Quote each line of the material verbatim, without the pictures.

____________________

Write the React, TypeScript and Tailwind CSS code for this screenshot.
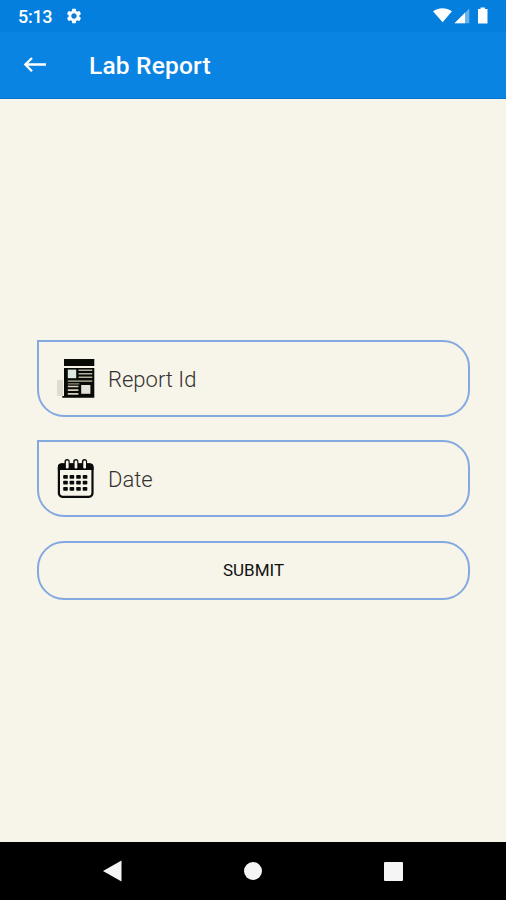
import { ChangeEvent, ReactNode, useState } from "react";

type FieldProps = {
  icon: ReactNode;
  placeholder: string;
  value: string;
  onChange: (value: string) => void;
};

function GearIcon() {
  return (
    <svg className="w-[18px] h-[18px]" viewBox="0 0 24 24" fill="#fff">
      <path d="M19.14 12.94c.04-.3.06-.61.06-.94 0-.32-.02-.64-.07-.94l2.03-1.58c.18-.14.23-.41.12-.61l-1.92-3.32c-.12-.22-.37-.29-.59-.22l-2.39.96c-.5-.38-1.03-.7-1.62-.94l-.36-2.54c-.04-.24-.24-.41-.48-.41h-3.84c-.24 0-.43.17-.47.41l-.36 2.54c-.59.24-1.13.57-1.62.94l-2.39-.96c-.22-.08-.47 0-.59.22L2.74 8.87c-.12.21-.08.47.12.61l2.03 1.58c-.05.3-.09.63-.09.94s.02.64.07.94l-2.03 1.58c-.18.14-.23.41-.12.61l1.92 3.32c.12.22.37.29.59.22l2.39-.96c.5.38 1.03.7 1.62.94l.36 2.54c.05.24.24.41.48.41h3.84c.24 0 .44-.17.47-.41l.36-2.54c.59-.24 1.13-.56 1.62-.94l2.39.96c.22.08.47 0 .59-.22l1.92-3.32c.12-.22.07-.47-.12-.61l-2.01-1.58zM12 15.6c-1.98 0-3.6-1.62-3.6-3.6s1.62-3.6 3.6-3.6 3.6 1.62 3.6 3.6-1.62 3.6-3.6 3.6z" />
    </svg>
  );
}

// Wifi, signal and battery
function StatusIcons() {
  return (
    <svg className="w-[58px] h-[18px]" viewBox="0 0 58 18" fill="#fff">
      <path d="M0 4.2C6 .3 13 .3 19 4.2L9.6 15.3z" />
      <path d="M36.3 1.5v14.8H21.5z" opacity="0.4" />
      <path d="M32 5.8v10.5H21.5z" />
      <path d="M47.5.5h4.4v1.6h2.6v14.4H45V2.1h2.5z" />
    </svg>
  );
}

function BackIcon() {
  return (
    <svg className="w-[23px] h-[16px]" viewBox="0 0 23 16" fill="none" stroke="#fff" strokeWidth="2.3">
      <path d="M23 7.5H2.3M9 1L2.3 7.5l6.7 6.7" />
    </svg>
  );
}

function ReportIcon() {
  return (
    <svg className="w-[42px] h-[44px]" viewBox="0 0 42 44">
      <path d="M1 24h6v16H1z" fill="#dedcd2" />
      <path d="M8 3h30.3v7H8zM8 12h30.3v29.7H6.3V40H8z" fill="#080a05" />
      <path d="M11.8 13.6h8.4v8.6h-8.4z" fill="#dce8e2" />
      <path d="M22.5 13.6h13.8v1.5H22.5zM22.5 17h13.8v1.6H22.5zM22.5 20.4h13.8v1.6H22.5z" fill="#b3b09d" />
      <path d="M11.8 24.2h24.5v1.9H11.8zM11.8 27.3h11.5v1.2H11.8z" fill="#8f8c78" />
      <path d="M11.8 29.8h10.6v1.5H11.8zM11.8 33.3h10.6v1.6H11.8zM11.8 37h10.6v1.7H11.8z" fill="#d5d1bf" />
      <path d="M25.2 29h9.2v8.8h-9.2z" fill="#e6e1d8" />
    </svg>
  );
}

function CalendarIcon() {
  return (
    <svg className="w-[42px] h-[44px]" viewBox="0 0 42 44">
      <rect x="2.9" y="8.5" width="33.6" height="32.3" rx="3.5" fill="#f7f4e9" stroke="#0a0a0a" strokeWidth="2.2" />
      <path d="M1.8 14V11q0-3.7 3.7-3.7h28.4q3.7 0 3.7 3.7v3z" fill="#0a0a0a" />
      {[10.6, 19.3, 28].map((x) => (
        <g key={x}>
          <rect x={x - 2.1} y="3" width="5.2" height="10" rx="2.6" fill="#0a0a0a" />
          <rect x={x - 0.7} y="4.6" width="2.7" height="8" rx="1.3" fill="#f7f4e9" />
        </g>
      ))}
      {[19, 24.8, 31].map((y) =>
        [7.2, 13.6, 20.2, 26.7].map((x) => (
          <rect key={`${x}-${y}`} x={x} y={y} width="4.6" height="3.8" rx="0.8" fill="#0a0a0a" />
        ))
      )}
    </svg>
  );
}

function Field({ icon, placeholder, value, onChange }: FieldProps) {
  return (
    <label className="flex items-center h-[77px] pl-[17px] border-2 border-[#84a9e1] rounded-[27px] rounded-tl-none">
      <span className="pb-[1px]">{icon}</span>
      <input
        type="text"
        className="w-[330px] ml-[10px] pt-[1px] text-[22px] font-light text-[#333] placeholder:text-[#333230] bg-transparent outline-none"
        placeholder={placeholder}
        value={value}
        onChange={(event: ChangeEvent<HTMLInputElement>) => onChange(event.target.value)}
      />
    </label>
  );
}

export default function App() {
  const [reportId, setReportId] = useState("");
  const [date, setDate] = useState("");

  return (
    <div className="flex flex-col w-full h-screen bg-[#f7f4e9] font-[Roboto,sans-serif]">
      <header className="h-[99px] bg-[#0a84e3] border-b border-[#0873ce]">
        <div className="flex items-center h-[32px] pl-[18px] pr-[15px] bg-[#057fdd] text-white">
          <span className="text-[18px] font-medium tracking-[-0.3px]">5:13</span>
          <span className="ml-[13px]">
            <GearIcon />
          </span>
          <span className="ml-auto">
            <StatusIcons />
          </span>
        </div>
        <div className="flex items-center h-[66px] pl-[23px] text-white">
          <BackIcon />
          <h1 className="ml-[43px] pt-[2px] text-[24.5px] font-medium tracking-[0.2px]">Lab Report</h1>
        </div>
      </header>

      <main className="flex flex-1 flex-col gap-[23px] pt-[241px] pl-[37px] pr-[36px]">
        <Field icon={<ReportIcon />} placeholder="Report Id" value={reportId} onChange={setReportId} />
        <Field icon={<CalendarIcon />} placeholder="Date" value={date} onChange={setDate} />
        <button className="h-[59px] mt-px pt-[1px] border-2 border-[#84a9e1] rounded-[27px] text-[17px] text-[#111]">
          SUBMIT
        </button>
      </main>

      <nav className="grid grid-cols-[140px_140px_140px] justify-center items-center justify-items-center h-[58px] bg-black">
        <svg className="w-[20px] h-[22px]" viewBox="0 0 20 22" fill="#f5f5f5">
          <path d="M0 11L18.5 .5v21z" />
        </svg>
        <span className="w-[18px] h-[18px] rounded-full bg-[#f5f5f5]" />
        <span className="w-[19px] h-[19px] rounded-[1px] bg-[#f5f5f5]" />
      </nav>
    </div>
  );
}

____________________

WRITTEN ANSWER:
Write the React, TypeScript and Tailwind CSS code for this screenshot.
import { ChangeEvent, ReactNode, useState } from "react";

type FieldProps = {
  icon: ReactNode;
  placeholder: string;
  value: string;
  onChange: (value: string) => void;
};

function GearIcon() {
  return (
    <svg className="w-[18px] h-[18px]" viewBox="0 0 24 24" fill="#fff">
      <path d="M19.14 12.94c.04-.3.06-.61.06-.94 0-.32-.02-.64-.07-.94l2.03-1.58c.18-.14.23-.41.12-.61l-1.92-3.32c-.12-.22-.37-.29-.59-.22l-2.39.96c-.5-.38-1.03-.7-1.62-.94l-.36-2.54c-.04-.24-.24-.41-.48-.41h-3.84c-.24 0-.43.17-.47.41l-.36 2.54c-.59.24-1.13.57-1.62.94l-2.39-.96c-.22-.08-.47 0-.59.22L2.74 8.87c-.12.21-.08.47.12.61l2.03 1.58c-.05.3-.09.63-.09.94s.02.64.07.94l-2.03 1.58c-.18.14-.23.41-.12.61l1.92 3.32c.12.22.37.29.59.22l2.39-.96c.5.38 1.03.7 1.62.94l.36 2.54c.05.24.24.41.48.41h3.84c.24 0 .44-.17.47-.41l.36-2.54c.59-.24 1.13-.56 1.62-.94l2.39.96c.22.08.47 0 .59-.22l1.92-3.32c.12-.22.07-.47-.12-.61l-2.01-1.58zM12 15.6c-1.98 0-3.6-1.62-3.6-3.6s1.62-3.6 3.6-3.6 3.6 1.62 3.6 3.6-1.62 3.6-3.6 3.6z" />
    </svg>
  );
}

// Wifi, signal and battery
function StatusIcons() {
  return (
    <svg className="w-[58px] h-[18px]" viewBox="0 0 58 18" fill="#fff">
      <path d="M0 4.2C6 .3 13 .3 19 4.2L9.6 15.3z" />
      <path d="M36.3 1.5v14.8H21.5z" opacity="0.4" />
      <path d="M32 5.8v10.5H21.5z" />
      <path d="M47.5.5h4.4v1.6h2.6v14.4H45V2.1h2.5z" />
    </svg>
  );
}

function BackIcon() {
  return (
    <svg className="w-[23px] h-[16px]" viewBox="0 0 23 16" fill="none" stroke="#fff" strokeWidth="2.3">
      <path d="M23 7.5H2.3M9 1L2.3 7.5l6.7 6.7" />
    </svg>
  );
}

function ReportIcon() {
  return (
    <svg className="w-[42px] h-[44px]" viewBox="0 0 42 44">
      <path d="M1 24h6v16H1z" fill="#dedcd2" />
      <path d="M8 3h30.3v7H8zM8 12h30.3v29.7H6.3V40H8z" fill="#080a05" />
      <path d="M11.8 13.6h8.4v8.6h-8.4z" fill="#dce8e2" />
      <path d="M22.5 13.6h13.8v1.5H22.5zM22.5 17h13.8v1.6H22.5zM22.5 20.4h13.8v1.6H22.5z" fill="#b3b09d" />
      <path d="M11.8 24.2h24.5v1.9H11.8zM11.8 27.3h11.5v1.2H11.8z" fill="#8f8c78" />
      <path d="M11.8 29.8h10.6v1.5H11.8zM11.8 33.3h10.6v1.6H11.8zM11.8 37h10.6v1.7H11.8z" fill="#d5d1bf" />
      <path d="M25.2 29h9.2v8.8h-9.2z" fill="#e6e1d8" />
    </svg>
  );
}

function CalendarIcon() {
  return (
    <svg className="w-[42px] h-[44px]" viewBox="0 0 42 44">
      <rect x="2.9" y="8.5" width="33.6" height="32.3" rx="3.5" fill="#f7f4e9" stroke="#0a0a0a" strokeWidth="2.2" />
      <path d="M1.8 14V11q0-3.7 3.7-3.7h28.4q3.7 0 3.7 3.7v3z" fill="#0a0a0a" />
      {[10.6, 19.3, 28].map((x) => (
        <g key={x}>
          <rect x={x - 2.1} y="3" width="5.2" height="10" rx="2.6" fill="#0a0a0a" />
          <rect x={x - 0.7} y="4.6" width="2.7" height="8" rx="1.3" fill="#f7f4e9" />
        </g>
      ))}
      {[19, 24.8, 31].map((y) =>
        [7.2, 13.6, 20.2, 26.7].map((x) => (
          <rect key={`${x}-${y}`} x={x} y={y} width="4.6" height="3.8" rx="0.8" fill="#0a0a0a" />
        ))
      )}
    </svg>
  );
}

function Field({ icon, placeholder, value, onChange }: FieldProps) {
  return (
    <label className="flex items-center h-[77px] pl-[17px] border-2 border-[#84a9e1] rounded-[27px] rounded-tl-none">
      <span className="pb-[1px]">{icon}</span>
      <input
        type="text"
        className="w-[330px] ml-[10px] pt-[1px] text-[22px] font-light text-[#333] placeholder:text-[#333230] bg-transparent outline-none"
        placeholder={placeholder}
        value={value}
        onChange={(event: ChangeEvent<HTMLInputElement>) => onChange(event.target.value)}
      />
    </label>
  );
}

export default function App() {
  const [reportId, setReportId] = useState("");
  const [date, setDate] = useState("");

  return (
    <div className="flex flex-col w-full h-screen bg-[#f7f4e9] font-[Roboto,sans-serif]">
      <header className="h-[99px] bg-[#0a84e3] border-b border-[#0873ce]">
        <div className="flex items-center h-[32px] pl-[18px] pr-[15px] bg-[#057fdd] text-white">
          <span className="text-[18px] font-medium tracking-[-0.3px]">5:13</span>
          <span className="ml-[13px]">
            <GearIcon />
          </span>
          <span className="ml-auto">
            <StatusIcons />
          </span>
        </div>
        <div className="flex items-center h-[66px] pl-[23px] text-white">
          <BackIcon />
          <h1 className="ml-[43px] pt-[2px] text-[24.5px] font-medium tracking-[0.2px]">Lab Report</h1>
        </div>
      </header>

      <main className="flex flex-1 flex-col gap-[23px] pt-[241px] pl-[37px] pr-[36px]">
        <Field icon={<ReportIcon />} placeholder="Report Id" value={reportId} onChange={setReportId} />
        <Field icon={<CalendarIcon />} placeholder="Date" value={date} onChange={setDate} />
        <button className="h-[59px] mt-px pt-[1px] border-2 border-[#84a9e1] rounded-[27px] text-[17px] text-[#111]">
          SUBMIT
        </button>
      </main>

      <nav className="grid grid-cols-[140px_140px_140px] justify-center items-center justify-items-center h-[58px] bg-black">
        <svg className="w-[20px] h-[22px]" viewBox="0 0 20 22" fill="#f5f5f5">
          <path d="M0 11L18.5 .5v21z" />
        </svg>
        <span className="w-[18px] h-[18px] rounded-full bg-[#f5f5f5]" />
        <span className="w-[19px] h-[19px] rounded-[1px] bg-[#f5f5f5]" />
      </nav>
    </div>
  );
}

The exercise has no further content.